## JOB:
Leave out the pictures and print only the lines from the one with "Rebuild this screenshot" through the one with "a === 'l' ? 'justify-start", exactly as they are.

Part of a data file
──────────────────────────────

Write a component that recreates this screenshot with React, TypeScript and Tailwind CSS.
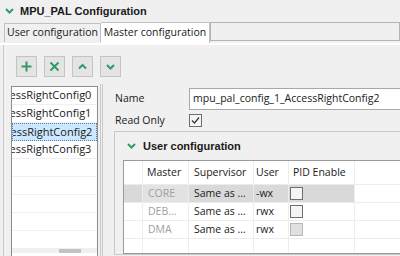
import React from "react";

const green = "#2f9a6a";

function Chevron({ className }: { className?: string }) {
  return (
    <svg className={className} width="9" height="6" viewBox="0 0 9 6">
      <path d="M1 1 L4.5 4.5 L8 1" fill="none" stroke={green} strokeWidth="2" />
    </svg>
  );
}

function ToolButton({ children }: { children: React.ReactNode }) {
  return (
    <div className="flex h-[21px] w-[21px] items-center justify-center border border-[#c4c4c4] bg-[#e4e4e4]">
      <svg width="11" height="11" viewBox="0 0 11 11">
        {children}
      </svg>
    </div>
  );
}

function Box({ disabled, checked }: { disabled?: boolean; checked?: boolean }) {
  return (
    <div
      className={
        disabled
          ? "h-[13px] w-[13px] shrink-0 border border-[#b8b8b8] bg-[#e0e0e0]"
          : "flex h-[13px] w-[13px] shrink-0 items-center justify-center border border-[#6e6e6e] bg-[#f4f4f4]"
      }
    >
      {checked ? (
        <svg width="11" height="11" viewBox="0 0 11 11">
          <path d="M2 5.5 L4.5 8 L9 2.5" fill="none" stroke="#333" strokeWidth="1.2" />
        </svg>
      ) : null}
    </div>
  );
}

const configs = ["AccessRightConfig0", "AccessRightConfig1", "AccessRightConfig2", "AccessRightConfig3"];

const rows = [
  { master: "CORE", sup: "Same as ...", user: "-wx", disabled: false, selected: true },
  { master: "DEB...", sup: "Same as ...", user: "rwx", disabled: false, selected: false },
  { master: "DMA", sup: "Same as ...", user: "rwx", disabled: true, selected: false },
];

const cols = "grid grid-cols-[19px_46px_65px_35px_66px_1fr]";
const bold = "font-bold text-[11px] [font-family:'Liberation_Sans',sans-serif]";

export default function App() {
  return (
    <div className="h-[256px] w-[400px] overflow-hidden bg-[#f0f0f0] text-[10.5px] text-[#1a1a1a] [font-family:'Open_Sans',sans-serif]">
      <div className="flex h-[22px] items-center gap-[6px] pl-[5px]">
        <Chevron />
        <span className={bold}>MPU_PAL Configuration</span>
      </div>

      <div className="flex h-[21px]">
        <div className="w-[4px]" />
        <div className="mt-[1px] flex h-[19px] w-[97px] items-center justify-center border border-b-0 border-[#c0c0c0]">
          User configuration
        </div>
        <div className="flex h-[21px] w-[109px] items-center justify-center border border-b-0 border-l-0 border-[#c0c0c0] bg-white">
          Master configuration
        </div>
        <div className="h-[19px] flex-1 border border-[#b4b4b4]" />
      </div>

      <div className="h-[2px] bg-white" />

      <div className="ml-[3px] h-[213px] border-l border-[#c8c8c8]">
        <div className="flex gap-[7px] pl-[12px] pt-[11px]">
          <ToolButton>
            <path d="M5.5 0.5 V10.5 M0.5 5.5 H10.5" stroke={green} strokeWidth="2" />
          </ToolButton>
          <ToolButton>
            <path d="M1.5 1.5 L9.5 9.5 M9.5 1.5 L1.5 9.5" stroke={green} strokeWidth="2" />
          </ToolButton>
          <ToolButton>
            <path d="M2 7.5 L5.5 4 L9 7.5" fill="none" stroke={green} strokeWidth="2" />
          </ToolButton>
          <ToolButton>
            <path d="M2 4 L5.5 7.5 L9 4" fill="none" stroke={green} strokeWidth="2" />
          </ToolButton>
        </div>

        <div className="mt-[7px] flex h-[172px]">
          <div className="ml-[7px] mt-[2px] flex w-[87px] shrink-0 flex-col overflow-hidden border border-b-0 border-[#8c8c8c] bg-white">
            {Array.from({ length: 9 }).map((_, i) => (
              <div
                key={i}
                className={
                  i === 2
                    ? "flex h-[18px] shrink-0 items-center overflow-hidden border border-dotted border-[#5a7fa8] bg-[#cce8ff]"
                    : "flex h-[18px] shrink-0 items-center overflow-hidden border-b border-[#efefef]"
                }
              >
                {configs[i] ? <span className="ml-[-20px] whitespace-nowrap text-[11px]">{configs[i]}</span> : null}
              </div>
            ))}
            <div className="flex h-[4px] shrink-0 bg-[#f0f0f0] pl-[47px]">
              <div className="h-[4px] w-[22px] bg-[#c2c2c2]" />
            </div>
          </div>

          <div className="ml-[2px] w-[3px] shrink-0 border-x border-[#c8c8c8]" />

          <div className="flex min-w-0 flex-1 flex-col overflow-hidden pl-[11px] pt-[4px]">
            <div className="flex h-[22px] items-center">
              <span className="w-[75px] shrink-0 pl-[1px]">Name</span>
              <div className="flex h-[22px] w-[240px] shrink-0 items-center border border-[#a8a8a8] bg-white pl-[3px] text-[10.5px]">
                mpu_pal_config_1_AccessRightConfig2
              </div>
            </div>
            <div className="flex h-[21px] items-center">
              <span className="w-[75px] shrink-0 pl-[1px]">Read Only</span>
              <Box checked />
            </div>

            <div className="w-[320px] shrink-0 border border-[#c8c8c8]">
              <div className="flex h-[28px] items-center gap-[7px] pl-[12px]">
                <Chevron />
                <span className={bold}>User configuration</span>
              </div>
              <div className="ml-[8px] border border-[#9a9a9a] bg-white">
                <div className={`${cols} h-[23px] items-center`}>
                  <div className="h-full border-r border-[#ececec]" />
                  <div className="flex h-full items-center border-r border-[#ececec] pl-[4px]">Master</div>
                  <div className="flex h-full items-center border-r border-[#ececec] pl-[5px]">Supervisor</div>
                  <div className="flex h-full items-center border-r border-[#ececec] pl-[2px]">User</div>
                  <div className="flex h-full items-center border-r border-[#ececec] pl-[4px]">PID Enable</div>
                  <div />
                </div>
                {rows.map((r) => (
                  <div key={r.master} className={`${cols} h-[18px] border-t border-[#ececec]`}>
                    <div className={r.selected ? "border-r border-[#ececec] bg-[#d9d9d9]" : "border-r border-[#ececec]"} />
                    <div
                      className={
                        r.selected
                          ? "flex items-center border-r border-[#ececec] bg-[#e2e2e2] pl-[5px] text-[#a0a0a0]"
                          : "flex items-center border-r border-[#ececec] pl-[5px] text-[#a0a0a0]"
                      }
                    >
                      {r.master}
                    </div>
                    <div className={r.selected ? "flex items-center border-r border-[#ececec] bg-[#d9d9d9] pl-[5px]" : "flex items-center border-r border-[#ececec] pl-[5px]"}>
                      {r.sup}
                    </div>
                    <div className={r.selected ? "flex items-center border-r border-[#ececec] bg-[#d9d9d9] pl-[2px]" : "flex items-center border-r border-[#ececec] pl-[2px]"}>
                      {r.user}
                    </div>
                    <div className={r.selected ? "flex items-center border-r border-[#ececec] bg-[#d9d9d9] pl-[1px]" : "flex items-center border-r border-[#ececec] pl-[1px]"}>
                      <Box disabled={r.disabled} />
                    </div>
                    <div />
                  </div>
                ))}
                <div className={`${cols} h-[15px] border-t border-[#ececec]`}>
                  <div className="border-r border-[#ececec]" />
                  <div className="border-r border-[#ececec]" />
                  <div className="border-r border-[#ececec]" />
                  <div className="border-r border-[#ececec]" />
                  <div className="border-r border-[#ececec]" />
                  <div />
                </div>
              </div>
            </div>
          </div>
        </div>
      </div>
    </div>
  );
}
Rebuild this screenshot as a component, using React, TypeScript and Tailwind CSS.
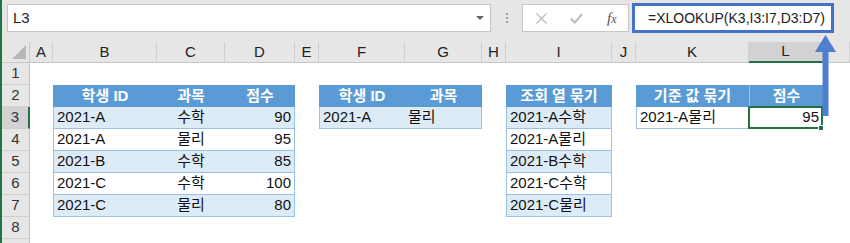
import React from 'react';

const FONT = "font-['Liberation_Sans','Noto_Sans_CJK_KR',sans-serif]";

const COLS = ['A', 'B', 'C', 'D', 'E', 'F', 'G', 'H', 'I', 'J', 'K', 'L', 'M'];

type Align = 'l' | 'c' | 'r';

interface Table {
  cols: string[];
  head: string[];
  align: Align[];
  rows: string[][];
  plain?: boolean;
}

const tables: Table[] = [
  {
    cols: ['B', 'C', 'D'],
    head: ['학생 ID', '과목', '점수'],
    align: ['l', 'c', 'r'],
    rows: [
      ['2021-A', '수학', '90'],
      ['2021-A', '물리', '95'],
      ['2021-B', '수학', '85'],
      ['2021-C', '수학', '100'],
      ['2021-C', '물리', '80'],
    ],
  },
  {
    cols: ['F', 'G'],
    head: ['학생 ID', '과목'],
    align: ['l', 'l'],
    rows: [['2021-A', '물리']],
  },
  {
    cols: ['I'],
    head: ['조회 열 묶기'],
    align: ['l'],
    rows: [['2021-A수학'], ['2021-A물리'], ['2021-B수학'], ['2021-C수학'], ['2021-C물리']],
  },
  {
    cols: ['K', 'L'],
    head: ['기준 값 묶기', '점수'],
    align: ['l', 'r'],
    rows: [['2021-A물리', '95']],
    plain: true,
  },
];

const alignClass = (a: Align) =>
  a === 'l' ? 'justify-start pl-[3px]' : a === 'c' ? 'justify-center' : 'justify-end pr-[3px]';

function SheetCell({ row, col }: { row: number; col: string }) {
  for (const t of tables) {
    const ci = t.cols.indexOf(col);
    if (ci < 0) continue;
    const bodyIdx = row - 3;
    const first = ci === 0;
    const last = ci === t.cols.length - 1;
    if (row === 2) {
      return (
        <div
          className={`flex items-center justify-center bg-[#5b9bd5] text-white font-bold ${
            col === 'L' ? 'border-l border-[#9dc0e8]' : ''
          }`}
        >
          {t.head[ci]}
        </div>
      );
    }
    if (bodyIdx >= 0 && bodyIdx < t.rows.length) {
      const shaded = !t.plain && bodyIdx % 2 === 0;
      return (
        <div
          className={`relative flex items-center border-b border-[#9bc2e6] text-[#111] ${
            shaded ? 'bg-[#ddebf7]' : 'bg-white'
          } ${first ? 'border-l' : ''} ${last ? 'border-r' : ''} ${alignClass(t.align[ci])}`}
        >
          {t.rows[bodyIdx][ci]}
          {col === 'L' && row === 3 && (
            <div className="absolute -left-px -top-px -right-px -bottom-px border-2 border-[#217346]">
              <div className="absolute -right-[3px] -bottom-[4px] w-[6px] h-[6px] bg-[#217346] border border-white" />
            </div>
          )}
        </div>
      );
    }
  }
  return <div className="bg-white" />;
}

export default function App() {
  const rows = [1, 2, 3, 4, 5, 6, 7, 8, 9];

  return (
    <div className={`relative w-[850px] h-[243px] overflow-hidden bg-white flex ${FONT}`}>
      <div className="w-[2px] shrink-0 bg-[#217346]" />
      <div className="flex-1 flex flex-col">
        {/* Formula bar */}
        <div className="h-[42px] shrink-0 bg-[#e6e6e6] flex items-start pt-[4px] pl-[5px]">
          <div className="w-[484px] h-[28px] bg-white border border-[#c6c6c6] flex items-center justify-between pl-[5px] pr-[6px] text-[15px] text-[#222]">
            <span>L3</span>
            <svg width="8" height="5" viewBox="0 0 8 5">
              <path d="M0 0 L8 0 L4 4 Z" fill="#666" />
            </svg>
          </div>
          <div className="w-[31px] h-[28px] flex items-center justify-center">
            <div className="flex flex-col gap-[2px]">
              <div className="w-[2px] h-[2px] bg-[#a0a0a0]" />
              <div className="w-[2px] h-[2px] bg-[#a0a0a0]" />
              <div className="w-[2px] h-[2px] bg-[#a0a0a0]" />
            </div>
          </div>
          <div className="w-[107px] h-[28px] bg-white border border-[#c6c6c6] flex items-center pl-[13px] gap-[23px]">
            <svg width="11" height="11" viewBox="0 0 11 11">
              <path d="M0.5 0.5 L10.5 10.5 M10.5 0.5 L0.5 10.5" stroke="#bdbdbd" strokeWidth="1.4" />
            </svg>
            <svg width="13" height="11" viewBox="0 0 13 11">
              <path d="M0.8 5.5 L4.8 9.5 L12.2 1" stroke="#bdbdbd" strokeWidth="2" fill="none" />
            </svg>
            <span className="font-['Liberation_Serif',serif] italic text-[15px] text-[#555] leading-none ml-[1px]">
              f<span className="text-[12px]">x</span>
            </span>
          </div>
          <div className="ml-[3px] -mt-[1px] w-[202px] h-[30px] bg-white border-[3px] border-[#4472c4] flex items-center pl-[13px] text-[14px] text-[#222]">
            =XLOOKUP(K3,I3:I7,D3:D7)
          </div>
        </div>

        {/* Sheet grid */}
        <div className="grid grid-cols-[28px_23px_104px_68px_70px_24px_86px_77px_24px_106px_24px_113px_74px_1fr] grid-rows-[21px_repeat(9,22px)] text-[15px]">
          <div className="relative bg-[#e6e6e6] border-r border-b border-[#c6c6c6]">
            <svg className="absolute right-[3px] bottom-[3px]" width="14" height="14" viewBox="0 0 14 14">
              <path d="M14 0 L14 14 L0 14 Z" fill="#b7b7b7" />
            </svg>
          </div>
          {COLS.map((c) => (
            <div
              key={c}
              className={`flex items-center justify-center text-[#222] ${
                c === 'L'
                  ? 'bg-[#d2d2d2] border-b-2 border-b-[#217346] border-r border-r-[#c6c6c6]'
                  : 'bg-[#e6e6e6] border-b border-b-[#c6c6c6] border-r border-r-[#d0d0d0]'
              }`}
            >
              {c === 'M' ? '' : c}
            </div>
          ))}
          {rows.map((r) => (
            <React.Fragment key={r}>
              <div
                className={`flex items-center justify-center border-b border-[#cfcfcf] text-[#333] ${
                  r === 3
                    ? 'bg-[#d2d2d2] border-r-2 border-r-[#217346]'
                    : 'bg-[#e6e6e6] border-r border-r-[#c6c6c6]'
                }`}
              >
                {r < 9 ? r : ''}
              </div>
              {COLS.map((c) => (
                <SheetCell key={c} row={r} col={c} />
              ))}
            </React.Fragment>
          ))}
        </div>
      </div>

      {/* Annotation arrow */}
      <svg className="absolute left-[813px] top-[33px]" width="26" height="86" viewBox="0 0 26 86">
        <path d="M12.5 2 L23 19 L2 19 Z" fill="#4f7fd0" />
        <rect x="9.5" y="18" width="6" height="65" fill="#4f7fd0" />
      </svg>
    </div>
  );
}
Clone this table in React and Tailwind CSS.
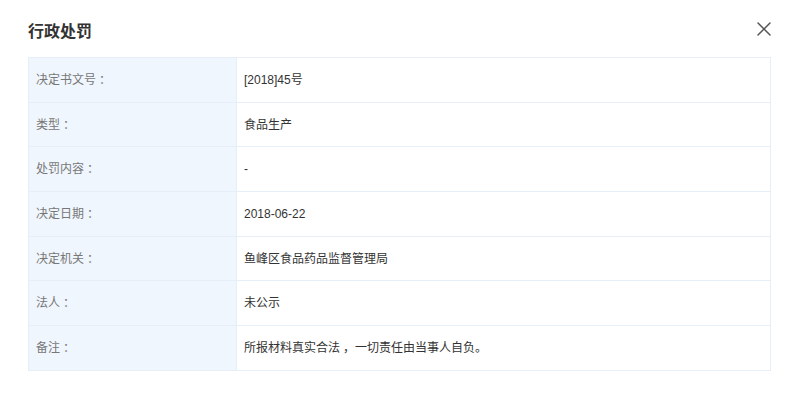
import { X } from 'lucide-react'

// 全角标点左侧留白，看上去居中，与参考图一致
const P = ({ children }) => <span className="ml-[3px]">{children}</span>

const rows = [
  ['决定书文号', '[2018]45号'],
  ['类型', '食品生产'],
  ['处罚内容', '-'],
  ['决定日期', '2018-06-22'],
  ['决定机关', '鱼峰区食品药品监督管理局'],
  ['法人', '未公示'],
  ['备注', <>所报材料真实合法<P>，</P>一切责任由当事人自负。</>],
]

export default function App() {
  return (
    <div className="w-[800px] h-[399px] bg-white px-[28px] pt-[20px] font-['Liberation_Sans','Noto_Sans_CJK_SC',sans-serif]">
      {/* 标题栏 */}
      <div className="flex items-center justify-between h-[24px] mb-[13px]">
        <h2 className="text-[16px] font-bold text-[#333]">行政处罚</h2>
        <X className="w-[24px] h-[24px] text-[#555] -mr-[4px] -mt-[7px]" strokeWidth={1.5} />
      </div>

      <div className="w-[743px] border border-[#e6eef8] border-b-0">
        {rows.map(([label, value]) => (
          <div key={label} className="flex h-[44.7px] border-b border-[#e6eef8] text-[12px]">
            <div className="w-[208px] bg-[#f0f6fd] border-r border-[#e6eef8] flex items-center pl-[7px] text-[#777]">
              {label}<P>：</P>
            </div>
            <div className="flex-1 flex items-center pl-[7px] text-[#333]">
              {value}
            </div>
          </div>
        ))}
      </div>
    </div>
  )
}
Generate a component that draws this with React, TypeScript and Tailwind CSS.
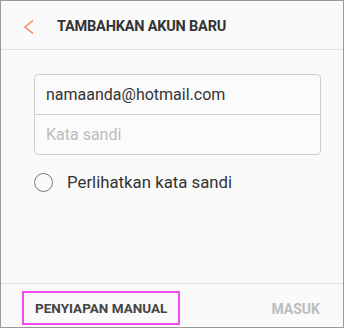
const App = () => {
  return (
    <div className="w-[345px] h-[329px] bg-white">
      <div
        className="w-[344px] h-[328px] border border-[#9a9a9a] bg-[#fafafa] flex flex-col text-[#333]"
        style={{ fontFamily: 'Roboto, "Liberation Sans", Arial, sans-serif' }}
      >
        {/* Header */}
        <div className="h-[49px] pt-[4px] flex items-center border-b border-[#e4e4e4] shrink-0">
          <svg width="12" height="16" viewBox="0 0 12 16" className="ml-[22px]">
            <path d="M10 1.5 L2 8 L10 14.5" fill="none" stroke="#f5895a" strokeWidth="1.6" />
          </svg>
          <h1 className="ml-[22px] text-[14.5px] font-bold tracking-[-0.2px] text-[#333]">TAMBAHKAN AKUN BARU</h1>
        </div>

        {/* Form */}
        <div className="flex-1 px-[33px] pt-[24px]">
          <div className="w-[287px] border border-[#cfcfcf] rounded-[4px] bg-[#fbfbfb]">
            <div className="h-[40px] flex items-center px-[11px] border-b border-[#cfcfcf] text-[16px] text-[#333]">
              namaanda@hotmail.com
            </div>
            <div className="h-[39px] flex items-center px-[11px] text-[16px] text-[#bdbdbd]">
              Kata sandi
            </div>
          </div>

          <div className="flex items-center mt-[15px]">
            <span className="w-[19px] h-[19px] rounded-full border-[1.5px] border-[#777] shrink-0" />
            <span className="ml-[14px] text-[16.8px] text-[#333]">Perlihatkan kata sandi</span>
          </div>
        </div>

        {/* Footer */}
        <div className="h-[44px] border-t border-[#e0e0e0] flex items-start justify-between shrink-0">
          <div className="ml-[21px] mt-[7px] w-[158px] h-[34px] border-2 border-[#f24cf0] flex items-center pl-[11px]">
            <span className="text-[13.5px] font-bold text-[#444]">PENYIAPAN MANUAL</span>
          </div>
          <span className="mr-[23px] mt-[15px] text-[14px] font-bold text-[#bdbdbd]">MASUK</span>
        </div>
      </div>
    </div>
  )
}

export default App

──────────────────────────────

## THE SOLUTION:
Rebuild this screenshot as a component, using React, TypeScript and Tailwind CSS.
import React from 'react';

const FONT = "font-['Liberation_Sans','Noto_Sans_CJK_KR',sans-serif]";

const COLS = ['A', 'B', 'C', 'D', 'E', 'F', 'G', 'H', 'I', 'J', 'K', 'L', 'M'];

type Align = 'l' | 'c' | 'r';

interface Table {
  cols: string[];
  head: string[];
  align: Align[];
  rows: string[][];
  plain?: boolean;
}

const tables: Table[] = [
  {
    cols: ['B', 'C', 'D'],
    head: ['학생 ID', '과목', '점수'],
    align: ['l', 'c', 'r'],
    rows: [
      ['2021-A', '수학', '90'],
      ['2021-A', '물리', '95'],
      ['2021-B', '수학', '85'],
      ['2021-C', '수학', '100'],
      ['2021-C', '물리', '80'],
    ],
  },
  {
    cols: ['F', 'G'],
    head: ['학생 ID', '과목'],
    align: ['l', 'l'],
    rows: [['2021-A', '물리']],
  },
  {
    cols: ['I'],
    head: ['조회 열 묶기'],
    align: ['l'],
    rows: [['2021-A수학'], ['2021-A물리'], ['2021-B수학'], ['2021-C수학'], ['2021-C물리']],
  },
  {
    cols: ['K', 'L'],
    head: ['기준 값 묶기', '점수'],
    align: ['l', 'r'],
    rows: [['2021-A물리', '95']],
    plain: true,
  },
];

const alignClass = (a: Align) =>
  a === 'l' ? 'justify-start pl-[3px]' : a === 'c' ? 'justify-center' : 'justify-end pr-[3px]';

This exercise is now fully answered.